Повсюду встречаются тут и церкви различных наций, напоминающие нам о средневековом смысле этого слова, не совсем том, какой присущ ему в наши дни. О португальской я уже упомянул, но нынешняя испанская Санта Мария ди Монсеррато называлась некогда «каталанской» в отличие от церкви Пресвятой Троицы на улице Кондотти, которая «испанской» была всегда, как другая Троица невдалеке от церкви каталонцев была некогда церковью шотландцев. Теперь это английская католическая церковь св. Фомы Кентерберийского. Есть тут, в двадцати шагах от Навоны, церковь «немцев» Санта Мария дель Анима, а по другую сторону площади, в столь же малом расстоянии от нее, церковь св. Людовика, французской нации, Сан Луиджи деи Франчези, куда ходят любоваться тремя холстами Караваджо и где стараниями Шатобриана помянуты Пуссен и Клод Лоррен. Но в первом случае к «немцам» причислены фламандцы и голландцы — в этой церкви гробница последнего неитальянского папы Адриана VI, из Утрехта родом, — а кроме церкви французов, есть в Риме и церковь бургундцев (SS. Claudio е Andrea degli Borgognoni), и церковь бретонцев (S. Ivo die Brettoni), перестроенная в прошлом веке и причисленная к французской «нации». Находится она возле палаццо, где три года жил Торквато Тассо в качестве гостя кардинала Гонзага, но который носит имя позднейших его владельцев, князей Голицыных. В Риме были и есть русские церкви, но папский Рим признавал, разумеется, лишь католические «нации». Однако русское имя в номенклатуре римских зданий не единично. Вилла Зинаиды Волконской на Эсквилине, принадлежавшая нашему, нынче принадлежит британскому посольству. Особняк графа Строганова на виа Систина, построенные около ста лет назад, в 1965 году перешел в собственность соседней с ним немецкой, посвященной истории искусства Bibliotheca Hertziana.

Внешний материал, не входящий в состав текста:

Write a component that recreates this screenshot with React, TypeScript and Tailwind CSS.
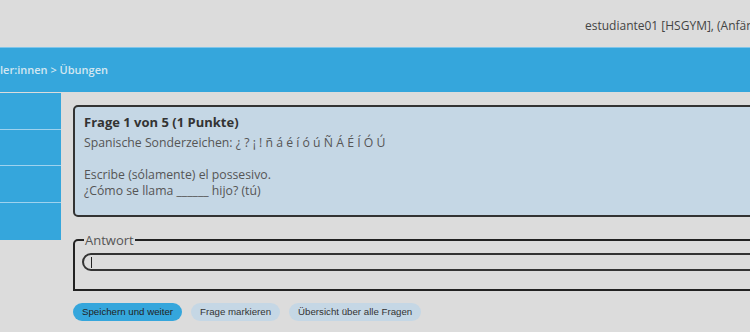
import React from "react";

export default function App() {
  const sans = { fontFamily: '"Open Sans", "DejaVu Sans", sans-serif' };
  return (
    <div className="w-[750px] h-[332px] overflow-hidden bg-[#dcdcdc]" style={sans}>
      <div className="w-[1000px]">
        {/* top header */}
        <div className="h-[47px] flex items-center pl-[585px] text-[12px] text-[#444] whitespace-nowrap pt-[4px]">
          estudiante01 [HSGYM], (Anfänger)
        </div>
        {/* blue bar */}
        <div className="h-[45px] bg-[#35a6dc] border-t border-[#7fc5ea] flex items-center text-[11px] font-semibold text-[#d3e6f1] whitespace-nowrap">
          ler:innen &gt; Übungen
        </div>
        {/* main */}
        <div className="flex pt-[1px]">
          <div className="w-[61px] flex flex-col gap-[1px] bg-[#9fd2ee] shrink-0 self-start">
            <div className="h-[36px] bg-[#35a6dc]" />
            <div className="h-[35px] bg-[#35a6dc]" />
            <div className="h-[36px] bg-[#35a6dc]" />
            <div className="h-[37px] bg-[#35a6dc]" />
          </div>
          <div className="ml-[12px] w-[800px] pt-[12px]">
            <div className="bg-[#c5d7e5] border-2 border-[#333] rounded-[5px] pl-[9px] pt-[6px] pb-[16px]">
              <div className="text-[13px] leading-[18px] font-bold text-[#333]">Frage 1 von 5 (1 Punkte)</div>
              <div className="mt-[4px] text-[12.25px] leading-[16px] text-[#555]">
                <div>Spanische Sonderzeichen: ¿ ? ¡ ! ñ á é í ó ú Ñ Á É Í Ó Ú</div>
                <div>&nbsp;</div>
                <div>Escribe (sólamente) el possesivo.</div>
                <div>¿Cómo se llama ______ hijo? (tú)</div>
              </div>
            </div>
            <fieldset className="mt-[15px] border-2 border-[#222] rounded-tl-[5px] pl-[7px] pb-[18px]">
              <legend className="ml-[2px] px-[1px] text-[13px] leading-[16px] text-[#555]">Antwort</legend>
              <div className="mt-[5px] h-[18px] border-2 border-[#333] rounded-full flex items-center pl-[7px]">
                <span className="w-[1px] h-[11px] bg-[#222]" />
              </div>
            </fieldset>
            <div className="mt-[12px] flex gap-[9px] text-[9.7px] text-[#222]" style={{ fontFamily: '"Liberation Sans", Arial, sans-serif' }}>
              <button className="h-[18px] px-[9px] rounded-full bg-[#35a6dc]">Speichern und weiter</button>
              <button className="h-[18px] px-[9px] rounded-full bg-[#c5d7e5] text-[#333]">Frage markieren</button>
              <button className="h-[18px] px-[9px] rounded-full bg-[#c5d7e5] text-[#333]">Übersicht über alle Fragen</button>
            </div>
          </div>
        </div>
      </div>
    </div>
  );
}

Как характерна для Рима вся эта чересполосица иностранных владений и учреждений, вся эта вкрапленная в него пестрая чужеземщина! Повсюду она вкраплена в старом папском Риме, столице не Италии, но католического мира; только все же тут, возле Испанской лестницы, и больше ее, и немножко она другая: не паломники ее сюда занесли и не святейшие отцы насадили. Здесь чужеземщина эта — мы сами, а до нас деды и прадеды наши, любопытствующие, вроде как и мы, насчет достопримечательностей столицы,
общей нашей столицы, матери всех столиц.
Первыми «туристами», как известно, были англичане. Еще лет за полтораста до леди Морган придумали те из них, кому это было по средствам, после университета совершать образовательный grand tour (слова французские, но чтобы их должным образом осмыслить, надо произносить их по-английски), длившийся год или два, порой и больше, через Францию и Италию, затем нередко — и в Испанию или Грецию, но не без того, чтобы в Риме провести положенный и немалый срок. Иные снимали городской или загородный дом (что им обходилось даже и не очень дорого), иные довольствовались меньшим; но селились теперь и они, и другие приезжие больше в новых кварталах налево от Корсо, там, откуда был доступ к садам и виллам на холме.